A.N. Vtyurin and A.N. Botvich
L.V.Kirensky Institute of Physics and Krasnoyarsk Technical University, Krasnoyarsk, 660036, Russia
Langmuir-Blodgett (LB) technique becomes now an effective tool producing thin molecular films of desired composition and structure. Its development gave rise to numerous experimental investigations of LB films as nonlinear optical wave guides devices. It's obvious that long organic molecules of LB films may be modified easily to increase their nonlinear optical parameters up to very high values, and well ordered structure of the films provides them with high macroscopic nonlinearities, so this comparatively simple technology gives us a means to synthesize rather complex structures of desirable properties.
It's clear that for such dense and highly anisotropic medium molecular packing and intermolecular interactions should effects strongly on the total macroscopic parameters. Therefore to design LB structure of desirable optical parameters one should connect molecular characteristics, structure of the film under investigations and total macroscopic parameters. For this reason we've tried to simulate effects on molecular and supramolecular structures on internal fields and macroscopic nonlinear properties of LB films.
Several types of highly nonlinear molecules have been chosen for investigations, namely: homogeneous unimolecular stack, stacks of different molecules with alternating orientations, single molecule nonlinear layer on a passive buffer stack.

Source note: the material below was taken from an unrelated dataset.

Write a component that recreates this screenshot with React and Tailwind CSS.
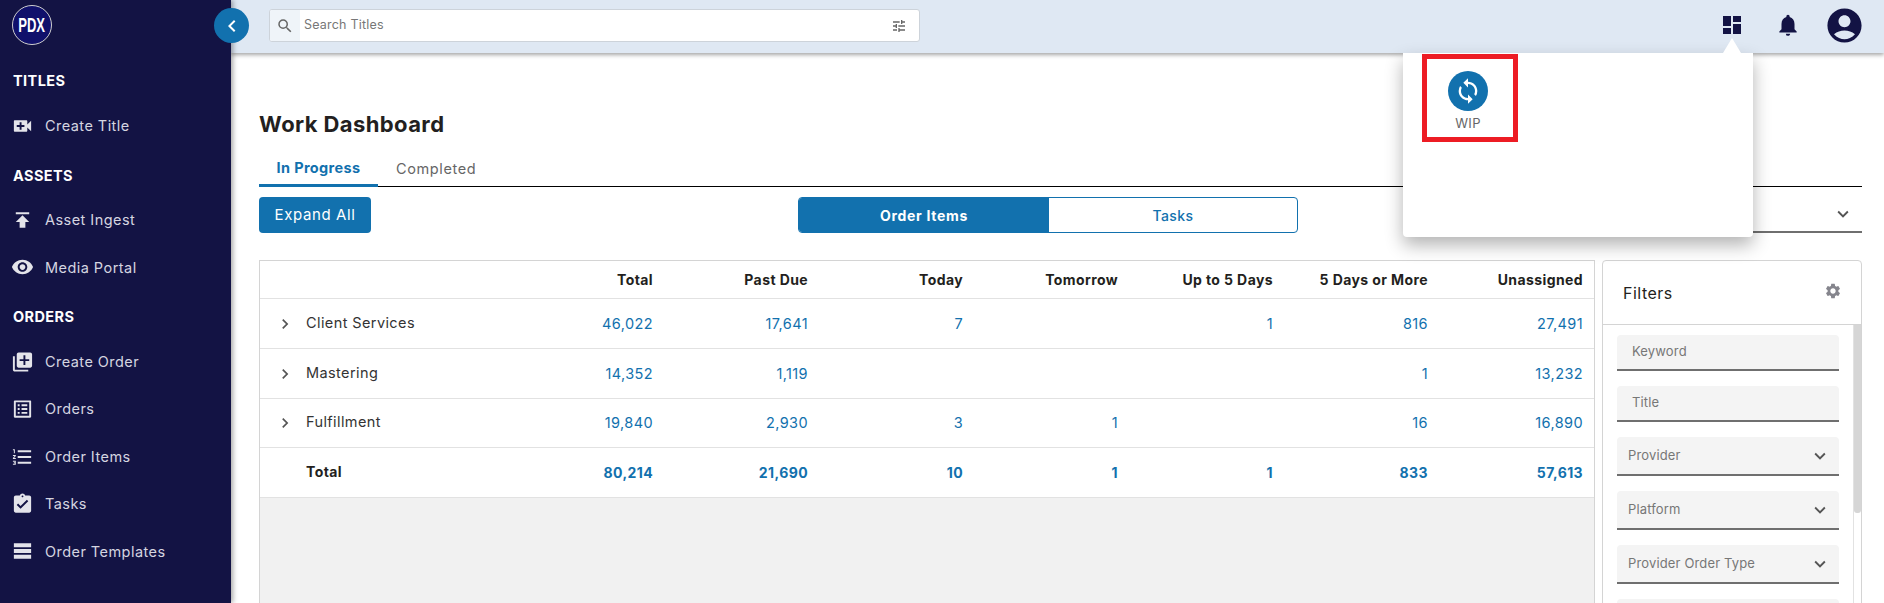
import React from "react";
import {
  MdVideoCall, MdPublish, MdVisibility, MdLibraryAdd, MdListAlt, MdFormatListNumbered,
  MdAssignmentTurnedIn, MdTableRows, MdDashboard, MdNotifications, MdAccountCircle, MdSync,
  MdSettings, MdTune, MdSearch, MdChevronRight, MdExpandMore, MdChevronLeft,
} from "react-icons/md";

const F = { fontFamily: '"Inter", "Open Sans", sans-serif' };

const nav = [
  { head: "TITLES", items: [{ t: "Create Title", I: MdVideoCall }] },
  { head: "ASSETS", items: [{ t: "Asset Ingest", I: MdPublish }, { t: "Media Portal", I: MdVisibility }] },
  {
    head: "ORDERS",
    items: [
      { t: "Create Order", I: MdLibraryAdd },
      { t: "Orders", I: MdListAlt },
      { t: "Order Items", I: MdFormatListNumbered },
      { t: "Tasks", I: MdAssignmentTurnedIn },
      { t: "Order Templates", I: MdTableRows },
    ],
  },
];

const cols = ["Total", "Past Due", "Today", "Tomorrow", "Up to 5 Days", "5 Days or More", "Unassigned"];
const rows = [
  { n: "Client Services", v: ["46,022", "17,641", "7", "", "1", "816", "27,491"], h: "h-[50px]" },
  { n: "Mastering", v: ["14,352", "1,119", "", "", "", "1", "13,232"], h: "h-[50px]" },
  { n: "Fulfillment", v: ["19,840", "2,930", "3", "1", "", "16", "16,890"], h: "h-[49px]" },
];
const totals = ["80,214", "21,690", "10", "1", "1", "833", "57,613"];

function Sidebar() {
  return (
    <aside className="w-[231px] shrink-0 h-full bg-[#131344] text-[#d5d5e0] shadow-[2px_0_5px_rgba(0,0,0,0.35)] z-10">
      <div className="h-[60px] pl-[12px] pt-[5px]">
        <div className="w-[40px] h-[40px] rounded-full bg-[#10106b] border border-[#cfcfcf] flex items-center justify-center text-white font-bold text-[21px] [font-family:'Liberation_Sans',sans-serif]">
          <span className="inline-block scale-x-[0.62]">PDX</span>
        </div>
      </div>
      {nav.map((s) => (
        <section key={s.head} className="pb-[5px]">
          <h3 className="h-[42px] pl-[13px] flex items-center text-white font-bold text-[14.5px] tracking-[0.4px]">{s.head}</h3>
          {s.items.map(({ t, I }) => (
            <div key={t} className="h-[47.4px] flex items-center pl-[11px] text-[14.5px] tracking-[0.45px]">
              <span className="w-[23px] h-[23px] flex items-center justify-center shrink-0"><I size={24} color="#e4e4ea" /></span>
              <span className="ml-[11px]">{t}</span>
            </div>
          ))}
        </section>
      ))}
    </aside>
  );
}

function Topbar() {
  return (
    <header className="h-[53px] shrink-0 bg-[#dfe8f3] shadow-[0_2px_4px_rgba(0,0,0,0.35)] flex items-center pl-[38px] pr-[19.5px] z-[5]">
      <div className="w-[651px] h-[33px] -mt-[2px] bg-white border border-[#cdd3da] rounded-[3px] flex items-center overflow-hidden">
        <span className="w-[30px] h-full bg-[#eff4f9] flex items-center justify-center text-[#666]"><MdSearch size={18} /></span>
        <span className="ml-[4px] text-[12.5px] text-[#777] tracking-[0.2px]">Search Titles</span>
        <span className="ml-auto mr-[12px] text-[#666]"><MdTune size={16} /></span>
      </div>
      <div className="ml-auto -mt-[3px] flex items-center text-[#131344]">
        <MdDashboard size={24} />
        <span className="ml-[31px]"><MdNotifications size={26} /></span>
        <span className="ml-[22.5px]"><MdAccountCircle size={41} /></span>
      </div>
    </header>
  );
}

function Table() {
  const grid = "grid grid-cols-[238px_repeat(7,155px)] items-center pr-[11px]";
  return (
    <div className="flex-1 min-w-0 h-[400px] border border-[#d4d4d4] bg-[#f1f1f1]">
      <div className={`${grid} h-[38px] bg-white border-b border-[#e2e2e2] text-[14px] tracking-[0.4px] font-bold text-[#231f20]`}>
        <span />
        {cols.map((c) => <span key={c} className="text-right">{c}</span>)}
      </div>
      {rows.map((r) => (
        <div key={r.n} className={`${grid} ${r.h} bg-white border-b border-[#e2e2e2] text-[14.5px] tracking-[0.4px]`}>
          <span className="flex items-center pl-[15px] text-[#333]">
            <MdChevronRight size={20} color="#555" />
            <span className="ml-[11px] -mt-[2px]">{r.n}</span>
          </span>
          {r.v.map((v, i) => <span key={i} className="text-right text-[#1271ae]">{v}</span>)}
        </div>
      ))}
      <div className={`${grid} h-[50px] bg-white border-b border-[#e2e2e2] text-[14px] tracking-[0.4px] font-bold`}>
        <span className="pl-[46px] text-[#231f20] -mt-[2px]">Total</span>
        {totals.map((v, i) => <span key={i} className="text-right text-[#1271ae]">{v}</span>)}
      </div>
    </div>
  );
}

function Field({ label, select, cls }) {
  return (
    <div className={`${cls} shrink-0 bg-[#f4f4f4] rounded-t-[4px] border-b-2 border-[#6f6f6f] flex items-center text-[13px] tracking-[0.15px] text-[#777] ${select ? "pl-[11px] pr-[8px]" : "pl-[15px]"}`}>
      <span>{label}</span>
      {select && <span className="ml-auto text-[#555]"><MdExpandMore size={22} /></span>}
    </div>
  );
}

function FilterPanel() {
  return (
    <div className="w-[260px] shrink-0 h-[400px] border border-[#d4d4d4] rounded-t-[4px] bg-white flex flex-col">
      <div className="h-[64px] shrink-0 border-b border-[#d4d4d4] flex items-center justify-between pl-[20px] pr-[19px]">
        <span className="text-[16px] text-[#231f20] tracking-[0.5px]">Filters</span>
        <MdSettings size={18} color="#85858d" className="-mt-[3px]" />
      </div>
      <div className="flex flex-1 min-h-0 overflow-hidden">
        <div className="flex-1 min-w-0 pl-[14px] pr-[14px] pt-[10px] flex flex-col">
          <Field label="Keyword" cls="h-[36px] mb-[15px]" />
          <Field label="Title" cls="h-[36px] mb-[15px]" />
          <Field label="Provider" select cls="h-[39px] mb-[15px]" />
          <Field label="Platform" select cls="h-[39px] mb-[15px]" />
          <Field label="Provider Order Type" select cls="h-[39px] mb-[15px]" />
          <Field label="" cls="h-[39px]" />
        </div>
        <div className="w-[8px] shrink-0 border-l border-[#e2e2e2] bg-white">
          <div className="h-[188px] bg-[#d6d6d6] rounded-b-[3px]" />
        </div>
      </div>
    </div>
  );
}

function Popup() {
  return (
    <div className="absolute left-[1403px] top-[53px] w-[350px] h-[184px] bg-white rounded-b-[4px] shadow-[0_8px_18px_rgba(0,0,0,0.3)] z-20">
      <div className="absolute -top-[15px] left-[320px] w-0 h-0 border-l-[9px] border-r-[9px] border-b-[15px] border-l-transparent border-r-transparent border-b-white" />
      <div className="ml-[19px] mt-[1px] w-[96px] h-[88px] border-[5px] border-[#ed1c24] flex flex-col items-center pt-[12px] pr-[4px]">
        <span className="w-[40px] h-[40px] shrink-0 rounded-full bg-[#1271ae] flex items-center justify-center text-white"><MdSync size={28} /></span>
        <span className="mt-[4px] text-[13px] leading-[16px] text-[#666] tracking-[0.3px]">WIP</span>
      </div>
    </div>
  );
}

export default function App() {
  return (
    <div style={F} className="relative w-[1884px] h-[603px] overflow-hidden flex bg-white">
      <Sidebar />
      <div className="flex-1 min-w-0 flex flex-col">
        <Topbar />
        <main className="flex-1 min-h-0 pl-[28px] pr-[22px]">
          <h1 className="mt-[59px] h-[24px] flex items-center text-[22px] font-bold text-[#231f20] tracking-[0.4px]">Work Dashboard</h1>
          <div className="mt-[15px] h-[36px] flex border-b border-black text-[14.5px]">
            <span className="w-[119px] h-[36px] flex items-center justify-center font-bold text-[#1271ae] tracking-[0.35px] border-b-[3px] border-[#1271ae]">In Progress</span>
            <span className="ml-[18px] flex items-center text-[#666] tracking-[0.6px]">Completed</span>
          </div>
          <div className="mt-[10px] h-[36px] flex">
            <button className="w-[112px] h-[36px] bg-[#1271ae] rounded-[4px] text-white text-[15px] tracking-[0.6px]">Expand All</button>
            <div className="ml-[427px] w-[500px] h-[36px] flex border border-[#1271ae] rounded-[4px] overflow-hidden text-[14px]">
              <span className="w-[250px] bg-[#1271ae] text-white font-bold tracking-[0.7px] flex items-center justify-center">Order Items</span>
              <span className="flex-1 flex items-center justify-center text-[#1271ae] font-medium tracking-[0.4px]">Tasks</span>
            </div>
            <div className="ml-auto w-[300px] h-[36px] border-b-2 border-[#6f6f6f] flex items-center justify-end pr-[8px] text-[#555]">
              <MdExpandMore size={22} />
            </div>
          </div>
          <div className="mt-[27px] flex gap-[7px]">
            <Table />
            <FilterPanel />
          </div>
        </main>
      </div>
      <button className="absolute left-[214px] top-[8px] w-[35px] h-[35px] rounded-full bg-[#1271ae] text-white flex items-center justify-center z-20">
        <MdChevronLeft size={24} />
      </button>
      <Popup />
    </div>
  );
}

Calculated nonlinear susceptibilities are in reasonable agreement with available experimental values. Uniform stacks show strong dependences on their thicknesses with odd-even oscillations; that explains rather unstable experimental results obtained with such films. Alternating stacks give nonlinear susceptibilities practically independent on their thickness starting from two-layer structure. Thickness of the buffer layer effects on the film nonlinearity only been of the same order as the thickness of nonlinear cover. Macroscopic properties of all simulated films converge very quickly to the values of the bulk medium, giving practically their bulk values for 10- to 20-layer films. It's interesting to point out, that good agreement has been obtained assuming molecular parameters independent on molecule's position in the film. It seems to show that effects of LB films structure on their nonlinear optical parameters are mainly connected with specifics of their local field distribution.